The vocalists, for their part, do what they can to put their imprint on each song. Particularly noteworthy are D.R.I.’s Kurt Brecht’s Mackayesque agro-punk on “Silent Spring,” and Wino’s sci-fi warbling on “The Emerald Law.” Meanwhile, the best effort award goes to Mercyful Fate’s King Diamond, the cartoonish Satanic reverend with a multiple-octave operatic range and a tendency to use every note of it on any given song. His squeals and groans on “Sweet Dreams” are, depending on how you look at it, deeply harrowing or gut-wrenchingly funny. The only real stiffs in the bunch are Cronos’ halting “Centuries of Sin” (I definitely don’t remember Venom sounding this forced) and Cathedral/Napalm Death singer Lee Dorrian’s belabored attempt to make something epic out of one of Grohl’s more ponderous compositions on “Ice Cold Man.”

At the end of the day, however, the best track by far is Grohl’s collaboration with Motorhead’s Lemmy Kilmister – “Shake Your Blood.” Capitalizing on Grohl’s slower, more rhythmic drumming and Lemmy’s propulsive bass, the track sounds and feels as menacing and predatory as a real Motorhead song, a truly organic standout in an album where the concept and the effort of the product often overshadows the actual music contained within.

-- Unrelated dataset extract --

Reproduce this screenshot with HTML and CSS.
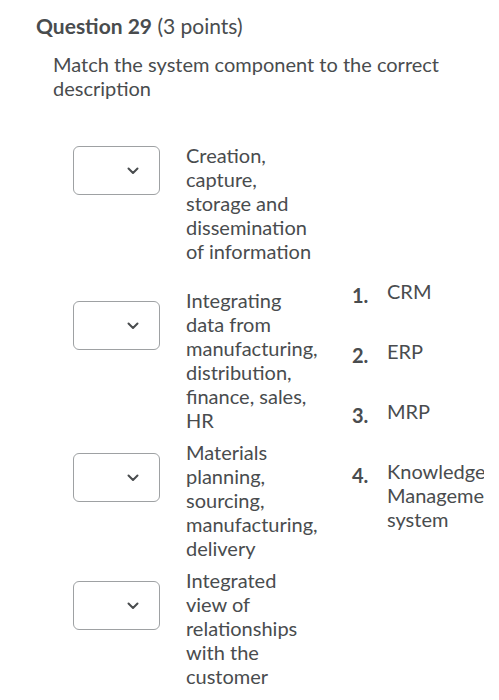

Taken as a whole, Probot is an endearing idea that both suffers from and revels in its lack of focus and pretension. It’s a nice, refreshing, loud album featuring a bunch of faces who probably deserve more attention from the casual rock fan than they have ever gotten before, or probably will ever get after, this collaboration. But as an album it is often less than the sum of its parts – an all-star game where the pitcher and catcher never quite get into sync, a reunion where people don’t get to talk for more than a minute or two, a ten day tour of Europe with only a day in any given country. Probot is an easily-digested way of getting a rough sketch of the vitality and variety of underground metal, but is not really a fully self-sufficient contribution to the genre in its own right. A heavy metal appetizer, if you will, albeit tasty in its own right.